Moreover, as $D$ is a countable subset of $X$ and as $f \colon X \rightarrow Y$ is a single-valued map, so we can conclude that $f(D)$ is also a countable subset of $f(X)$.
From (3) above and what has been stated in the preceding paragraphs, we can conclude that $f(X)$ has a countable dense subset $f(D)$ whenever $X$ has a countable dense subset $D$.
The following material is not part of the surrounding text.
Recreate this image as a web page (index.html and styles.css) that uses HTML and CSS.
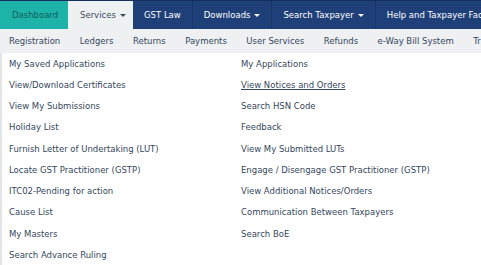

Hence $f(X)$ is separable (as a subspace of $Y$) whenever $X$ is separable and $f \colon X \rightarrow Y$ is continuous.
Am I right?
Are both parts of my proof correct? If so, are my presentations of both proofs also clearly enough understandable? Or, are there any issues with either proof?
Best Answer
Your reasoning is correct, but could be much shorter:
If $f$ is continuous, $f[\overline{D}] \subseteq \overline{f[D]}$ for any $D \subseteq X$. (this is somewhere in Munkres too).
If $D$ is dense, the left hand side is $f[X]$ and so $f[D]$ is dense in $f[X]$ immediately. If $D$ is countable, so is $f[D]$. That's all there is to it.
The Lindelöf proof is basically copy-paste from the image of compactness proof: open cover of $Y$ pulls back to open cover on $X$, and the countable subcover there tells us what sets form a subcover of the original cover. The only thing that changes is countable instead of finite.
IMHO, the proof should convey why the statement holds and focus less on pretty trivial details, or notational stuff, that should already be known to all readers anyway. Focus on the new idea, if any.